Applying for a credit card requires a variety of steps. Part of the process involves the bank using internal approval processes, which are hidden from consumers. Before you apply for your next credit card, make sure you know the secret credit card application rules from some of the biggest credit card issuers in the United States:
Credit Card Application Rules from Major Banks and Issuers
The Chase 5/24 rule is one of the better-known credit card application rules. The 5/24 rule states that Chase will not approve a personal credit card application if there are more than five hard inquiries on the applicant’s credit report within the last two years (24 months).
Other banks also have secretive rules regarding credit card applications. Bank of America, for example, has two rules: the 7/12 and the 3/12 rules. The 7/12 rule states that Bank of America will not approve a seventh new credit card account if the applicant has opened six accounts in the last year. The 3/12 rule is similar, stating that Bank of America won’t approve a third BoA credit card within a 12-month period.

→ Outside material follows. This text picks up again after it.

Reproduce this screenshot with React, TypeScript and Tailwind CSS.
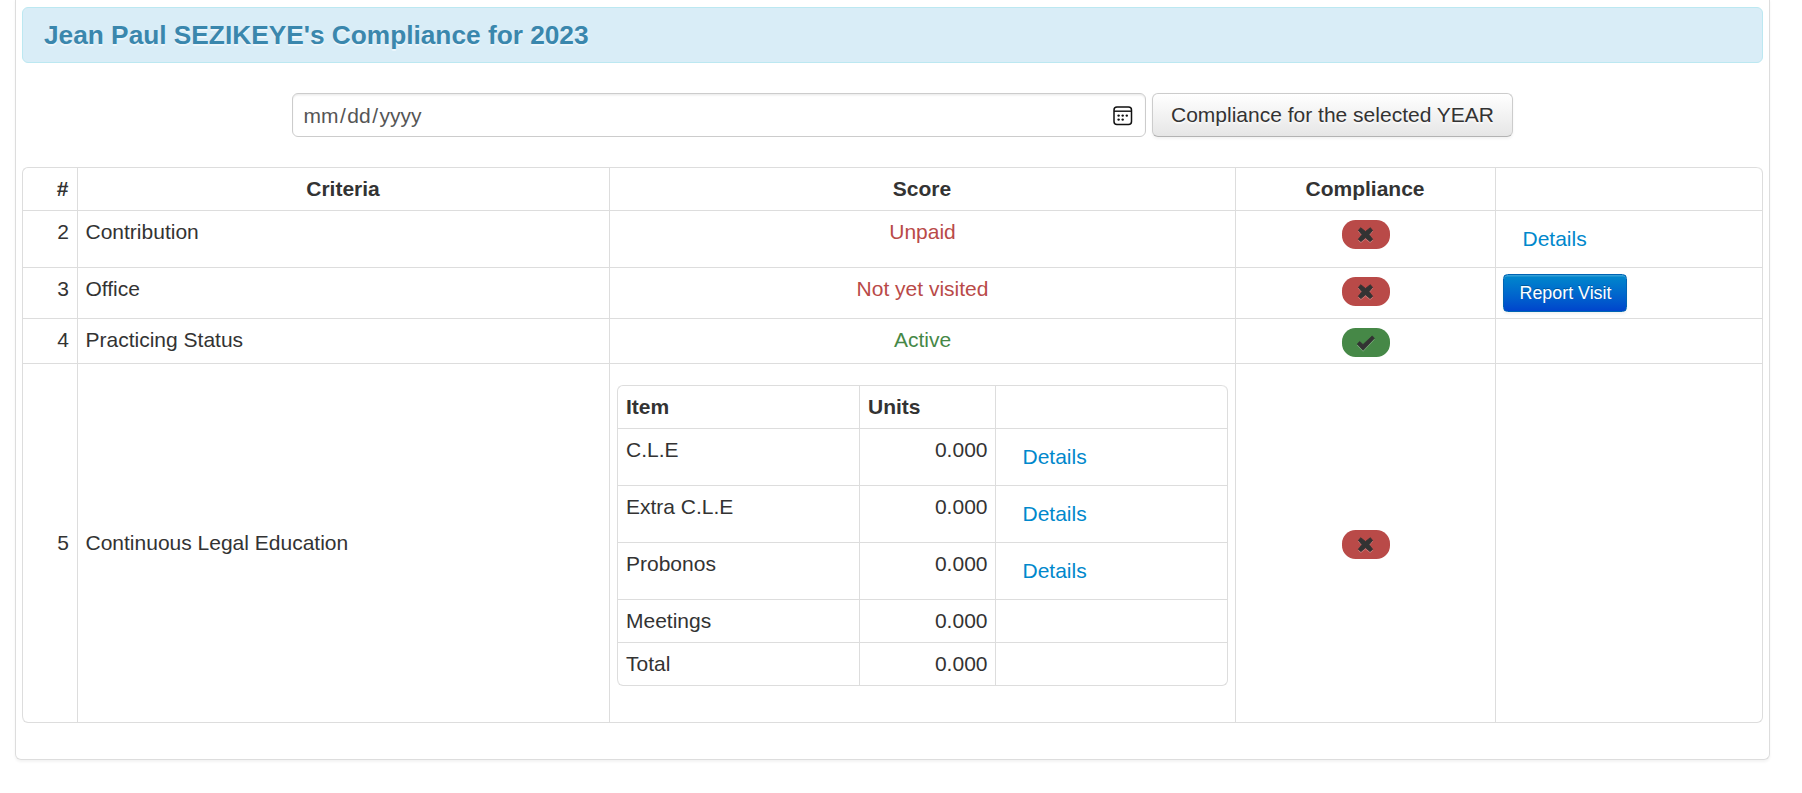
import type { ReactNode } from "react";

function RemoveIcon() {
  const cross = "M5.8 3.8 L10.5 7.6 L15.2 3.8 L17.6 6.2 L14 10.7 L17.6 15.2 L15.2 17.6 L10.5 13.8 L5.8 17.6 L3.4 15.2 L7 10.7 L3.4 6.2 Z";
  return (
    <svg width="21" height="21" viewBox="0 0 21 21" className="block">
      <path d={cross} transform="translate(0 1.2)" fill="#fff" fillOpacity="0.22" stroke="#fff" strokeOpacity="0.12" />
      <path d={cross} fill="#333" stroke="#333" strokeWidth="0.9" strokeLinejoin="round" />
    </svg>
  );
}

function CheckIcon() {
  const tick = "M2.2 12 L4.7 9.6 L8 12.6 L17.2 3.9 L19.4 6.3 L8.1 18.2 Z";
  return (
    <svg width="21" height="21" viewBox="0 0 21 21" className="block">
      <path d={tick} transform="translate(0 1.2)" fill="#fff" fillOpacity="0.22" stroke="#fff" strokeOpacity="0.12" />
      <path d={tick} fill="#333" stroke="#333" strokeWidth="0.8" strokeLinejoin="round" />
    </svg>
  );
}

function CalendarIcon() {
  return (
    <svg width="20" height="20" viewBox="0 0 20 20" className="block">
      <rect x="1" y="1" width="17.5" height="17.5" rx="3" fill="none" stroke="#111" strokeWidth="1.5" />
      <path d="M1 5.2 H18.5" stroke="#111" strokeWidth="1.4" />
      <g fill="#111">
        <circle cx="5.6" cy="9.6" r="1.2" />
        <circle cx="9.7" cy="9.6" r="1.2" />
        <circle cx="13.8" cy="9.6" r="1.2" />
        <circle cx="5.6" cy="13.6" r="1.2" />
        <circle cx="9.7" cy="13.6" r="1.2" />
      </g>
    </svg>
  );
}

function Badge({ ok = false }: { ok?: boolean }) {
  return (
    <span
      className={`mx-auto mt-[3px] flex h-[29px] w-12 items-center justify-center rounded-[13.5px] ${
        ok ? "bg-[#468847]" : "bg-[#b94a48]"
      }`}
    >
      {ok ? <CheckIcon /> : <RemoveIcon />}
    </span>
  );
}

function DetailsLink() {
  return (
    <a href="#" className="block h-11 px-[19.5px] pt-[7px] text-[#0088cc]">
      Details
    </a>
  );
}

const box = "border-t border-l border-[#dddddd] py-1.5";
const cell = `${box} pl-[7.5px] pr-2`;
const evenCell = `${box} px-[7.5px]`;
const actionCell = `${box} pl-[7px] pr-2`;

function CleTable() {
  const rows = [
    { item: "C.L.E", details: true },
    { item: "Extra C.L.E", details: true },
    { item: "Probonos", details: true },
    { item: "Meetings", details: false },
    { item: "Total", details: false },
  ];
  return (
    <table className="mb-[30px] w-[611px] table-fixed border-separate border-spacing-0 rounded-md border border-t-0 border-l-0 border-[#dddddd] text-left">
      <colgroup>
        <col className="w-[242px]" />
        <col className="w-[136px]" />
        <col className="w-[232px]" />
      </colgroup>
      <thead>
        <tr className="h-[43px] align-bottom">
          <th className={`${box} rounded-tl-md px-2`}>Item</th>
          <th className={`${box} px-2`}>Units</th>
          <th className={`${cell} rounded-tr-md`} />
        </tr>
      </thead>
      <tbody>
        {rows.map((r) => (
          <tr key={r.item} className={`align-top ${r.details ? "h-[57px]" : "h-[43px]"}`}>
            <td className={`${box} px-2 ${r.item === "Total" ? "rounded-bl-md" : ""}`}>{r.item}</td>
            <td className={`${box} pr-[7.5px] pl-2 text-right`}>0.000</td>
            <td className={actionCell}>{r.details && <DetailsLink />}</td>
          </tr>
        ))}
      </tbody>
    </table>
  );
}

type Row = { n: number; name: string; score: ReactNode; tone: string; ok: boolean; height: string; action?: ReactNode };

const criteria: Row[] = [
  { n: 2, name: "Contribution", score: "Unpaid", tone: "text-[#b94a48]", ok: false, height: "h-[57px]", action: <DetailsLink /> },
  {
    n: 3,
    name: "Office",
    score: "Not yet visited",
    tone: "text-[#b94a48]",
    ok: false,
    height: "h-[51px]",
    action: (
      <button className="block h-[38px] w-[124px] rounded-[4.5px] border border-[#0064b4] bg-linear-to-b from-[#0088cc] to-[#0044cc] pl-px text-[17.85px] leading-[30px] whitespace-nowrap text-white shadow-[inset_0_1.5px_0_rgba(255,255,255,0.2),0_1.5px_3px_rgba(0,0,0,0.05)] [text-shadow:0_-1.5px_0_rgba(0,0,0,0.25)]">
        Report Visit
      </button>
    ),
  },
  { n: 4, name: "Practicing Status", score: "Active", tone: "text-[#468847]", ok: true, height: "h-[45px]" },
];

export default function App() {
  return (
    <div className="h-[793px] overflow-hidden bg-white font-['Liberation_Sans',Arial,sans-serif] text-[21px] leading-[30px] text-[#333333]">
      <main className="ml-[15px] h-[760px] w-[1755px] rounded-b-md border border-t-0 border-[#dddddd] px-1.5 pt-[7px] shadow-[0_1.5px_3px_rgba(0,0,0,0.05)]">
        <div className="flex h-14 w-[1741px] items-center rounded-md border border-[#bce8f1] bg-[#d9edf7] pl-[21px]">
          <h4 className="text-[26.25px] leading-[30px] font-bold text-[#3a87ad] [text-shadow:0_1.5px_0_rgba(255,255,255,0.5)]">
            Jean Paul SEZIKEYE&apos;s Compliance for 2023
          </h4>
        </div>

        <form className="mt-[30px] ml-[270px] flex h-11 gap-1.5">
          <div className="flex w-[854px] items-center justify-between rounded-md border border-[#cccccc] bg-white pr-3 pl-[10.5px] text-[#555555] shadow-[inset_0_1.5px_1.5px_rgba(0,0,0,0.075)]">
            <span className="flex pt-0.5">
              <span>mm</span>
              <span className="px-[1.5px]">/</span>
              <span>dd</span>
              <span className="px-[1.5px]">/</span>
              <span>yyyy</span>
            </span>
            <span className="pt-px">
              <CalendarIcon />
            </span>
          </div>
          <button
            type="button"
            className="w-[361px] rounded-md border border-[#cccccc] border-b-[#b3b3b3] bg-linear-to-b from-white to-[#e6e6e6] whitespace-nowrap shadow-[inset_0_1.5px_0_rgba(255,255,255,0.2),0_1.5px_3px_rgba(0,0,0,0.05)] [text-shadow:0_1.5px_1.5px_rgba(255,255,255,0.75)]"
          >
            Compliance for the selected YEAR
          </button>
        </form>

        <table className="mt-[30px] w-[1741px] table-fixed border-separate border-spacing-0 rounded-md border border-t-0 border-l-0 border-[#dddddd]">
          <colgroup>
            <col className="w-[55px]" />
            <col className="w-[532px]" />
            <col className="w-[626px]" />
            <col className="w-[260px]" />
            <col className="w-[267px]" />
          </colgroup>
          <thead>
            <tr className="h-[43px]">
              <th className={`${box} rounded-tl-md pr-[8.5px] text-right`}>#</th>
              <th className={`${box} pr-2 pl-[7px]`}>Criteria</th>
              <th className={`${box} pr-2 pl-[7px]`}>Score</th>
              <th className={`${box} pr-2 pl-[7px]`}>Compliance</th>
              <th className={`${cell} rounded-tr-md`} />
            </tr>
          </thead>
          <tbody>
            {criteria.map((c) => (
              <tr key={c.n} className={`align-top ${c.height}`}>
                <td className={`${cell} text-right`}>{c.n}</td>
                <td className={cell}>{c.name}</td>
                <td className={`${evenCell} text-center ${c.tone}`}>{c.score}</td>
                <td className={evenCell}>
                  <Badge ok={c.ok} />
                </td>
                <td className={actionCell}>{c.action}</td>
              </tr>
            ))}
            <tr className="h-[359px] align-middle">
              <td className={`${cell} rounded-bl-md text-right`}>5</td>
              <td className={cell}>Continuous Legal Education</td>
              <td className="border-t border-l border-[#dddddd] pt-[21px] pr-2 pb-1.5 pl-[7px]">
                <CleTable />
              </td>
              <td className={evenCell}>
                <Badge />
              </td>
              <td className={`${cell} rounded-br-md`} />
            </tr>
          </tbody>
        </table>
      </main>
    </div>
  );
}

Other Bank Rules Regarding Credit Card Applications
Not surprisingly, other leading banks also have limitations to approving credit card applications. Here are some of the most noteworthy of the card issuer language regarding new applications:
American Express is one of the most popular issuers of credit cards and charge cards (including the Platinum Card and Gold Card). The issuer has several rules regarding applications for either type of credit product, including:
- Applicants are limited to one approved credit card every five-day rolling period
- Applicants are limited to two approved credit cards every 90-day rolling period
These rules only apply to credit cards and not the bank’s popular charge cards. This means that it is possible to apply for a credit card and a charge card within five days and be approved for both.

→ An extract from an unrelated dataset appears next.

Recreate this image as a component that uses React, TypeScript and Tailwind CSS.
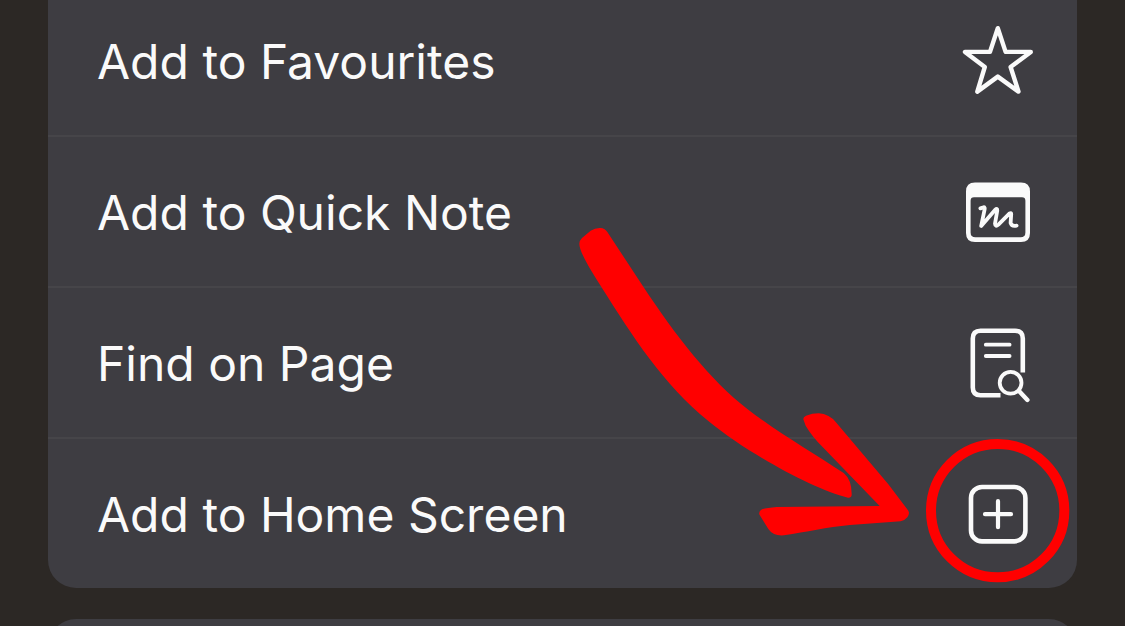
import type { ReactNode } from "react";

type Action = { label: string; icon: ReactNode };

function StarIcon() {
  return (
    <svg viewBox="0 0 72 72" className="size-18" fill="none" stroke="currentColor" strokeWidth="4.4" strokeLinejoin="round">
      <path d="M35.8 3.2 L43.6 26.9 H68.8 L48.6 42 L56.5 66.6 L35.8 51.6 L15.3 66.6 L22.8 42 L3 26.9 H28 Z" />
    </svg>
  );
}

function QuickNoteIcon() {
  return (
    <svg viewBox="0 0 72 72" className="size-18" fill="none" stroke="currentColor">
      <path
        d="M13 6.5 H59 Q68 6.5 68 15.5 V57 Q68 66 59 66 H13 Q4 66 4 57 V15.5 Q4 6.5 13 6.5 Z M12 21.3 Q8.6 21.3 8.6 24.7 V56.5 Q8.6 61.3 13.4 61.3 H58.6 Q63.4 61.3 63.4 56.5 V24.7 Q63.4 21.3 60 21.3 Z"
        fill="currentColor"
        fillRule="evenodd"
        stroke="none"
      />
      <path
        d="M18.4 32.4 L21.8 31.2 Q23 31.4 22.6 33.5 L19.2 50 L33 34 Q35.6 31.6 35.2 35 L33 47.6 Q33.2 51.4 36.4 48.6 L47.6 37.4 Q49.4 36.4 49.2 38.4 L48.6 47 Q49.6 50.6 54.6 49.6"
        strokeWidth="3.8"
        strokeLinecap="round"
        strokeLinejoin="round"
      />
    </svg>
  );
}

function FindIcon() {
  return (
    <svg viewBox="0 0 72 80" className="h-20 w-18" fill="none" stroke="currentColor" strokeWidth="4.6">
      <path d="M38.5 72.2 H18.5 Q10.8 72.2 10.8 64.5 V15.5 Q10.8 7.7 18.5 7.7 H53 Q60.8 7.7 60.8 15.5 V49.5" />
      <path d="M23.8 21.7 H47.6 M23.8 33 H47.6" strokeWidth="3.8" strokeLinecap="round" />
      <circle cx="48.6" cy="59.8" r="10.9" strokeWidth="3.8" />
      <path d="M57 68 L65.4 77" strokeWidth="4.4" strokeLinecap="round" />
    </svg>
  );
}

function AddIcon() {
  return (
    <svg viewBox="0 0 72 72" className="size-18" fill="none" stroke="currentColor" strokeLinecap="round">
      <rect x="9" y="9" width="54.4" height="54.4" rx="11" strokeWidth="4.6" />
      <path d="M36 23.2 V49.2 M23 36.2 H49" strokeWidth="4.2" />
    </svg>
  );
}

const ACTIONS: Action[] = [
  { label: "Add to Favourites", icon: <StarIcon /> },
  { label: "Add to Quick Note", icon: <QuickNoteIcon /> },
  { label: "Find on Page", icon: <FindIcon /> },
  { label: "Add to Home Screen", icon: <AddIcon /> },
];

// Hand-drawn arrow and ring that point out the last action.
function Callout() {
  return (
    <svg
      viewBox="51 39 1500 1095"
      className="pointer-events-none absolute right-0 bottom-0 w-[500px]"
      fill="#ff0000"
      aria-hidden="true"
    >
      <path d="M58 101 Q58 92 66 84 L92 62 Q106 53 122 54 Q133 54 142 66 L247 226 C350 382 450 510 562 597 C650 665 755 727 851 789 Q876 810 875 855 Q874 864 864 863 C760 838 560 728 445 633 C310 524 215 375 126 234 C105 200 58 130 58 101 Z" />
      <path d="M730 628 Q729 621 738 617 Q757 610 776 610 Q808 612 829 638 L985 823 L1045 902 Q1050 911 1042 922 Q1034 932 1022 934 L870 945 C800 951 740 966 672 976 Q640 979 625 957 L599 915 Q594 905 606 898 Q622 893 650 891 L959 888 L790 713 Q757 681 737 647 Z" />
      <circle cx="1313" cy="902" r="200" fill="none" stroke="#ff0000" strokeWidth="30" />
    </svg>
  );
}

export default function App() {
  return (
    <main className="h-screen overflow-hidden bg-[#2c2825] px-12 font-['Inter','Liberation_Sans',sans-serif] text-[#fafafa]">
      <div className="relative -mt-3.5 rounded-b-[28px] bg-[#3e3d42]">
        <ul className="divide-y-2 divide-[#464549]">
          {ACTIONS.map((action) => (
            <li key={action.label}>
              <button type="button" className="flex h-[149px] w-full items-center justify-between pr-[43px] pl-[49px] text-left">
                <span className="pt-0.5 text-5xl whitespace-nowrap">{action.label}</span>
                {action.icon}
              </button>
            </li>
          ))}
        </ul>
        <Callout />
      </div>
      <div className="mt-[31px] h-16 rounded-t-[28px] bg-[#3e3d42]" />
    </main>
  );
}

Barclays has the 6/24 rule, which is like Chase’s 5/24 rule. The 6/24 rule from Barclays states that applicants will likely be rejected for a new credit card if they have six new accounts on their credit report within the last 24 months.
Capital One is one of the largest issuers of credit cards in the United States – and a leading issuer of co-branded credit cards. The bank has strict rules on the total number of cards one account can have:
- Capital One will only approve one new credit card account every six months, and this rule applies to both personal and small business credit cards.
- The bank has a strict limit of two co-branded credit cards, with any subsequent applications doomed for rejection.
Citibank has the following rules regarding its consumer and small business credit cards:
- A limit of one business card application every 90 days
- Applicants can only be approved for one new personal credit card every eight days and no more than two cards in a 65-day period
U.S. Bank only has one rule, which pertains to its popular U.S. Bank Altitude line-up of cards. This rule is known as the 0/6 Altitude rule and stipulates that the bank will not approve a new Altitude account if there was another inquiry within the last six months.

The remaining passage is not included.